Look through the material and copy each line holding "React".
+ + +
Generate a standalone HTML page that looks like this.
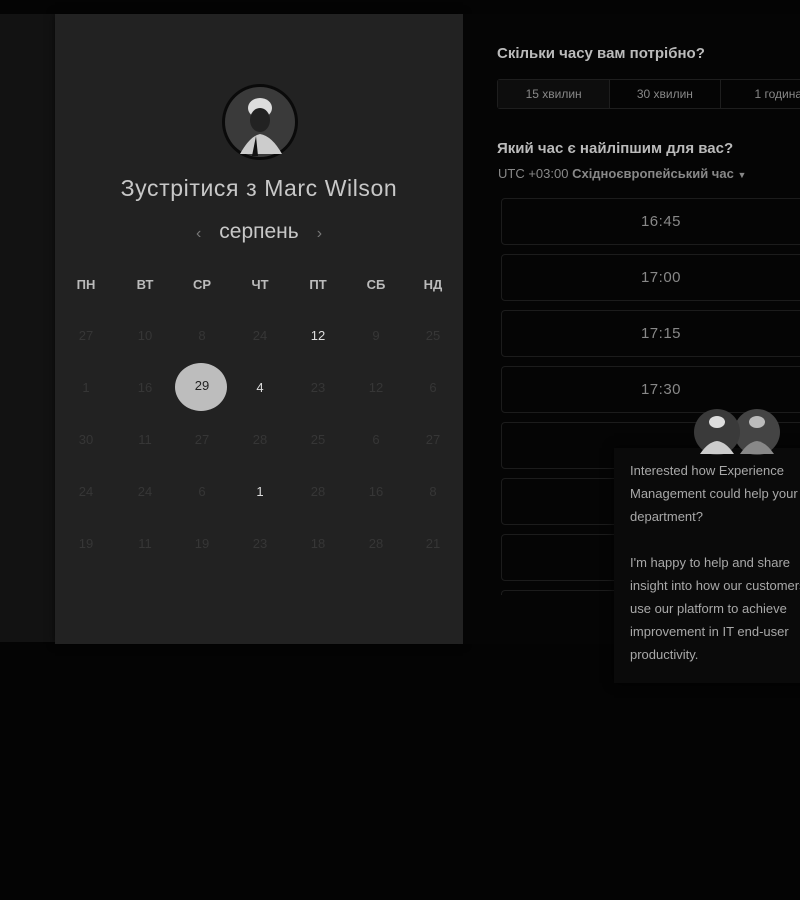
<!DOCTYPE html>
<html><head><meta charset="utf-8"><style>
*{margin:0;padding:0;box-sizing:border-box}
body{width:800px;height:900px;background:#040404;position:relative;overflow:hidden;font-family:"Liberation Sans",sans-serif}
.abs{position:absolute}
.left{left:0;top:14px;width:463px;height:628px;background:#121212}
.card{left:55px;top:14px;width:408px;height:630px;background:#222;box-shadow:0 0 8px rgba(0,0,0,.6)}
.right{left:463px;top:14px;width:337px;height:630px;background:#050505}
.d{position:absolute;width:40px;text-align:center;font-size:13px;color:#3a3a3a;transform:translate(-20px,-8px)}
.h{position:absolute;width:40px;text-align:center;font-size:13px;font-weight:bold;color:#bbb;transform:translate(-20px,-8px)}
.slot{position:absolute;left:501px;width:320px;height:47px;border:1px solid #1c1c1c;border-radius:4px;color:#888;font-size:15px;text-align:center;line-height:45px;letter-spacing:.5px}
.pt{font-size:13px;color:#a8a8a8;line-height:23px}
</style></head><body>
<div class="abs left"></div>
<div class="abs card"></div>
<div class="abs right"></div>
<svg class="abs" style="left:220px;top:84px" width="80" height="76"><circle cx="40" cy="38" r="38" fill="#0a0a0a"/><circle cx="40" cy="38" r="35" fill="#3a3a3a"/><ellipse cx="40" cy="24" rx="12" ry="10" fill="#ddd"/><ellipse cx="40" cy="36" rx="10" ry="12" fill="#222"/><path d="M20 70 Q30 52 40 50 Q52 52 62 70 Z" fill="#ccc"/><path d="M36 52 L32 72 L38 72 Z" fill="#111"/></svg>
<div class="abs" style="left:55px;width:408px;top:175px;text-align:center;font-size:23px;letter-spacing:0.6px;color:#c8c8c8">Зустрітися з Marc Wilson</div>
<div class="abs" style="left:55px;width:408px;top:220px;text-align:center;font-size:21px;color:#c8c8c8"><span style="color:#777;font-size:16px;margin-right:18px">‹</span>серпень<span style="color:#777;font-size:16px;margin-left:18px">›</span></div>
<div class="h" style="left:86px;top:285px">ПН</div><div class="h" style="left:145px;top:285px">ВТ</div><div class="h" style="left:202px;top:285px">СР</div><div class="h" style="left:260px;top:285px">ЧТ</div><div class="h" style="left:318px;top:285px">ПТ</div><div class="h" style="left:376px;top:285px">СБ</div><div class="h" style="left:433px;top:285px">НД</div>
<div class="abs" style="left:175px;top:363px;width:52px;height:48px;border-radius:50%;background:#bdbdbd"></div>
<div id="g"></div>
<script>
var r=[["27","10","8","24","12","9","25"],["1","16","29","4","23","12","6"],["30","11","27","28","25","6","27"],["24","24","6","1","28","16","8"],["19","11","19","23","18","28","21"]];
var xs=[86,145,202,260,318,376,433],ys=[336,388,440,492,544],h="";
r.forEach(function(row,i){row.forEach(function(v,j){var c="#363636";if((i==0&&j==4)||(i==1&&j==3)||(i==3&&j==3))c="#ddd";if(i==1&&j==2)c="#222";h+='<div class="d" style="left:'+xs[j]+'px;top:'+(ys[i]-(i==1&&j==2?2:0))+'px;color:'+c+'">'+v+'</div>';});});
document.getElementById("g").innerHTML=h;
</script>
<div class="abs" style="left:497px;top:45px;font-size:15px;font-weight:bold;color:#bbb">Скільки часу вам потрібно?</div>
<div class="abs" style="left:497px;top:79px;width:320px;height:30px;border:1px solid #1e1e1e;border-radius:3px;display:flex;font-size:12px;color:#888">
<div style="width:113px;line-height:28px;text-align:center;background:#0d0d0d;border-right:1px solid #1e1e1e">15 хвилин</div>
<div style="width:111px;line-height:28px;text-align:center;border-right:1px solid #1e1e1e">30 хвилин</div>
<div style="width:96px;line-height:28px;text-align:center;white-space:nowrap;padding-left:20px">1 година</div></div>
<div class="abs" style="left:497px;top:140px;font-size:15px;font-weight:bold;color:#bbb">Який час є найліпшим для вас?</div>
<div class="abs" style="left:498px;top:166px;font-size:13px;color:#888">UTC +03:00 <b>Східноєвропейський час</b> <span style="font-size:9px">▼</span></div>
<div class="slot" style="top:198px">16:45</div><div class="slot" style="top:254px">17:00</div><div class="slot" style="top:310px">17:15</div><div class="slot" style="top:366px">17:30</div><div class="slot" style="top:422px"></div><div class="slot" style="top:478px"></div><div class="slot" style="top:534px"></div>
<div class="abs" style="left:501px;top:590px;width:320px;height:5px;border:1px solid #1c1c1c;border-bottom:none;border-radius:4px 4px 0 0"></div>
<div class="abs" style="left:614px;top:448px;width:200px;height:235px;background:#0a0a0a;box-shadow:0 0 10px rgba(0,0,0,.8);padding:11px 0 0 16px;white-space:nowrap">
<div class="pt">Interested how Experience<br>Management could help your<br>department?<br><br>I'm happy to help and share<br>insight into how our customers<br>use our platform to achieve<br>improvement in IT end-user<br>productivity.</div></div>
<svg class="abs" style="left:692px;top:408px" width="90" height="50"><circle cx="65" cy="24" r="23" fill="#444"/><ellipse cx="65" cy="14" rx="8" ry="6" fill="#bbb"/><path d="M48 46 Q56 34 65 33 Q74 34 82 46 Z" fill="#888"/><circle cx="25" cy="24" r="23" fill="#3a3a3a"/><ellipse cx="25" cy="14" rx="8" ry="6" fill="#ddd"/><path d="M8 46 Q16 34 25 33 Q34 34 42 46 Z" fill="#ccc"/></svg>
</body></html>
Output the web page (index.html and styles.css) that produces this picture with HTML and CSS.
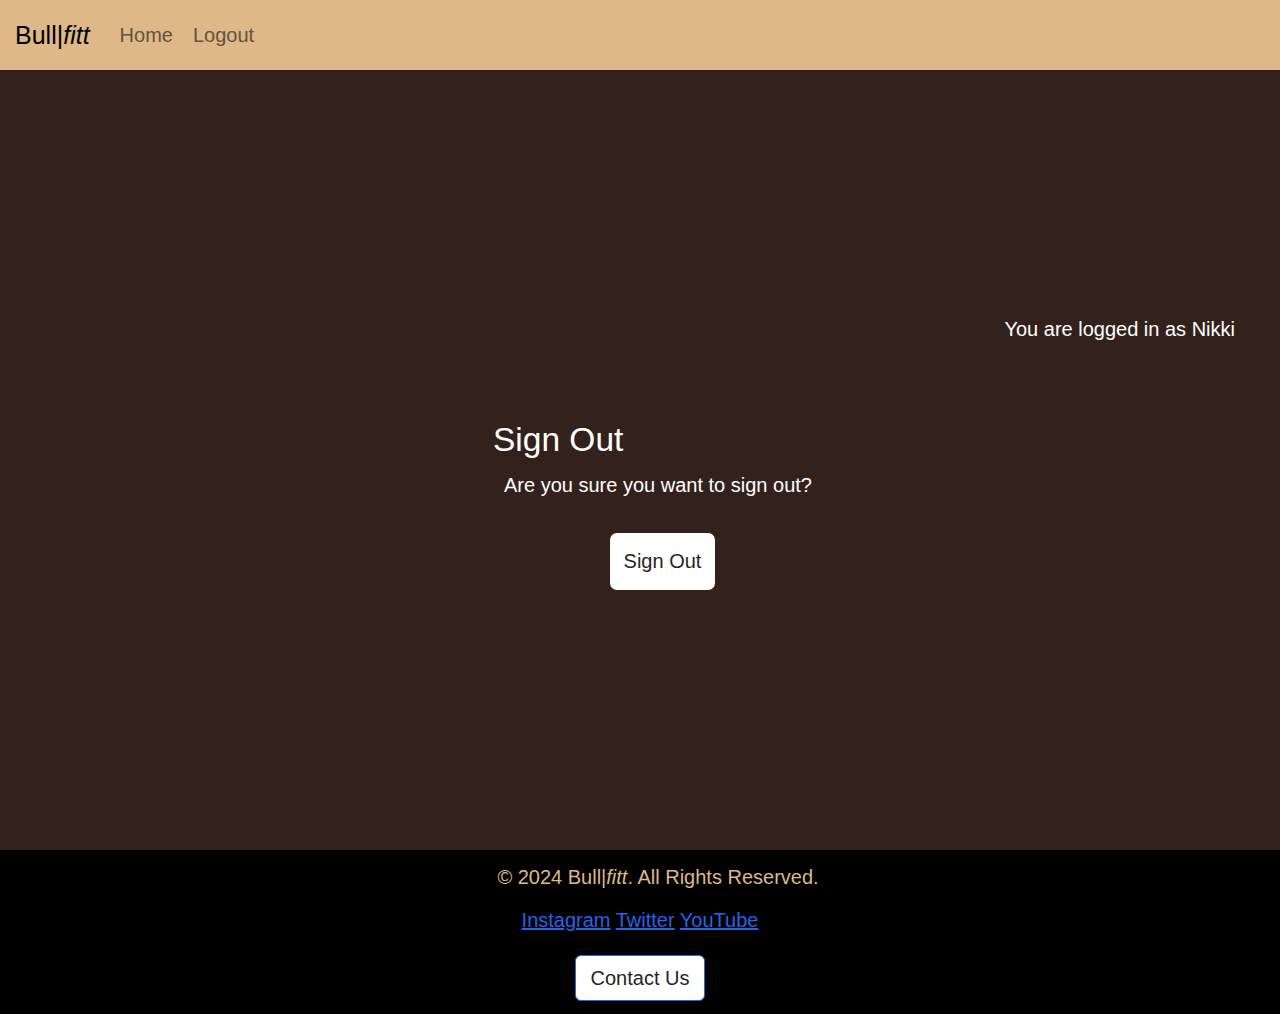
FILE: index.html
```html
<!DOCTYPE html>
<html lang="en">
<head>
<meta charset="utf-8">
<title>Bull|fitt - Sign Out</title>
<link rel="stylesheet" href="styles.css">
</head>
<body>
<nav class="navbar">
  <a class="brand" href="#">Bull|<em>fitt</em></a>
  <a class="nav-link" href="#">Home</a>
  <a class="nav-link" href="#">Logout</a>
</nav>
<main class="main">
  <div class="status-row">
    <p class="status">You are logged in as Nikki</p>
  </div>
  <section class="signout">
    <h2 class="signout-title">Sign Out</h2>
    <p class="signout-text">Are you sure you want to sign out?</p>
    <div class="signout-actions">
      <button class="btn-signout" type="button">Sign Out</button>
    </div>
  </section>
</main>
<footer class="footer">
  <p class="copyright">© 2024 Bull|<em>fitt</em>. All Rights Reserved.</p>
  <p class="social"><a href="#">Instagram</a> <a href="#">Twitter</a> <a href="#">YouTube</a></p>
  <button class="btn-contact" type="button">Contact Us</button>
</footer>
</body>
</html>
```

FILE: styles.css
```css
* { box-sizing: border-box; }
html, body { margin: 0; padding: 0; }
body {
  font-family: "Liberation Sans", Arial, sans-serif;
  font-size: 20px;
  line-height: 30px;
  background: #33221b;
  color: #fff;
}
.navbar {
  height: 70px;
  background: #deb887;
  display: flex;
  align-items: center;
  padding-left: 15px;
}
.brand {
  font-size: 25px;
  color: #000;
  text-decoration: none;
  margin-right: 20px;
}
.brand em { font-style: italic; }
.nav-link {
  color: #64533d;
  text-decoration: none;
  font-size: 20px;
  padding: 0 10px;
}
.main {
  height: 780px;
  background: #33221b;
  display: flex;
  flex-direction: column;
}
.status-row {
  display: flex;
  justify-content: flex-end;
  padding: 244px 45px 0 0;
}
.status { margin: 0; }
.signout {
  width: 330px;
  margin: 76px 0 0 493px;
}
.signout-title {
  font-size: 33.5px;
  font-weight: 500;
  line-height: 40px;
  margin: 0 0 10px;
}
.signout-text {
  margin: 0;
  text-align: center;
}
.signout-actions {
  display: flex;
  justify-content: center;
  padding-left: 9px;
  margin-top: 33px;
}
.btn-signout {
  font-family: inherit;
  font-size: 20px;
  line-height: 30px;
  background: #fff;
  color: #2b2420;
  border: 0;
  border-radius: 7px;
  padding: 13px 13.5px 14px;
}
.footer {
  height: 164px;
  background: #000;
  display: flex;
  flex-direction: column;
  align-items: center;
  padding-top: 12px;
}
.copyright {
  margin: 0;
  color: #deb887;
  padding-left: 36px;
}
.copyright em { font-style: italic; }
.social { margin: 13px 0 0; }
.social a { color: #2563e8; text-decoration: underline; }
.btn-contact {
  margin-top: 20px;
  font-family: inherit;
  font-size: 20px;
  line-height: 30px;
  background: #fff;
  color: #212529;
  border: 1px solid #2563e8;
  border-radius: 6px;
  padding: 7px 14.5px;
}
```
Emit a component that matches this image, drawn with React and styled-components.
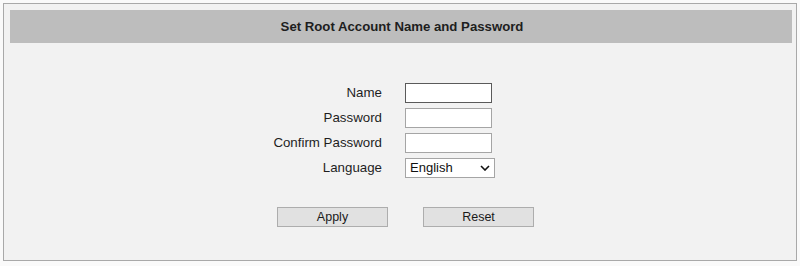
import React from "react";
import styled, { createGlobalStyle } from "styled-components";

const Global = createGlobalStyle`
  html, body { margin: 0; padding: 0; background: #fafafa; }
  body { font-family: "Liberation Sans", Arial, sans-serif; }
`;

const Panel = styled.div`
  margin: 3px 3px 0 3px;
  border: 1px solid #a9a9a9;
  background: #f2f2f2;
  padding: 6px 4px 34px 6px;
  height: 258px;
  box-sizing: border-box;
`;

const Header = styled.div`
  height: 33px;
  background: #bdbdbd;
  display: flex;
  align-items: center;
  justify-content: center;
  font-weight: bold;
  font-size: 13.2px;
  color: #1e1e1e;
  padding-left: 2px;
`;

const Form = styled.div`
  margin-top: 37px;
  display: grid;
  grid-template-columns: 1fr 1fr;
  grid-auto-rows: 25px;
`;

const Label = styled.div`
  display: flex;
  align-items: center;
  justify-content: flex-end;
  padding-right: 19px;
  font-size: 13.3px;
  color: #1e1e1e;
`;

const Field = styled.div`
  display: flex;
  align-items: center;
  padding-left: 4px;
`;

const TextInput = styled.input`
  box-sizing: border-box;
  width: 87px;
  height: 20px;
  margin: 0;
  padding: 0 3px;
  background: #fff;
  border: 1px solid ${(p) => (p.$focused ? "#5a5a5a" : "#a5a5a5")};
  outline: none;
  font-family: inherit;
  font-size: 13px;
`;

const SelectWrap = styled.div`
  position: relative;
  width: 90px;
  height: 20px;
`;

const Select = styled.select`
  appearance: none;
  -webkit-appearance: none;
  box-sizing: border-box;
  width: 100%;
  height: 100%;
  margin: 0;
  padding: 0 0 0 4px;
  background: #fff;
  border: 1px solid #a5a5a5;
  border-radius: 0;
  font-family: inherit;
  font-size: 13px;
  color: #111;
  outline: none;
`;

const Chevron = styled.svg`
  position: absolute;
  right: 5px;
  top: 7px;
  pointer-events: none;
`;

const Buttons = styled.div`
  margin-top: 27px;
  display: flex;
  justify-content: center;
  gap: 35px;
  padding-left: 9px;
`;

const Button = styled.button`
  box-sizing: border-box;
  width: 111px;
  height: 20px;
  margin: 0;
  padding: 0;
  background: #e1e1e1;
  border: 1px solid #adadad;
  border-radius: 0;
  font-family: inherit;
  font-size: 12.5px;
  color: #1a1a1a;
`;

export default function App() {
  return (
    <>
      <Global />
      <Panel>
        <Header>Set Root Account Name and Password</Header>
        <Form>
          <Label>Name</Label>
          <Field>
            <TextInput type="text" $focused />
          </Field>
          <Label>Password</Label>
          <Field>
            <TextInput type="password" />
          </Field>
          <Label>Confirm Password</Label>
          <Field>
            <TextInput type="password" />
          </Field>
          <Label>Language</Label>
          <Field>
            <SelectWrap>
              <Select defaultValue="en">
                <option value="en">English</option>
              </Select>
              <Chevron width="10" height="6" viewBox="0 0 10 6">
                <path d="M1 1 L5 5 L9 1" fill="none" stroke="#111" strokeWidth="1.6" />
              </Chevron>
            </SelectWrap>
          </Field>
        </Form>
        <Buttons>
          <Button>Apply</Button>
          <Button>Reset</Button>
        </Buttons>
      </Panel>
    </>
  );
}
+ + +
● Problem solution:
Emit a component that matches this image, drawn with React and styled-components.
import React from "react";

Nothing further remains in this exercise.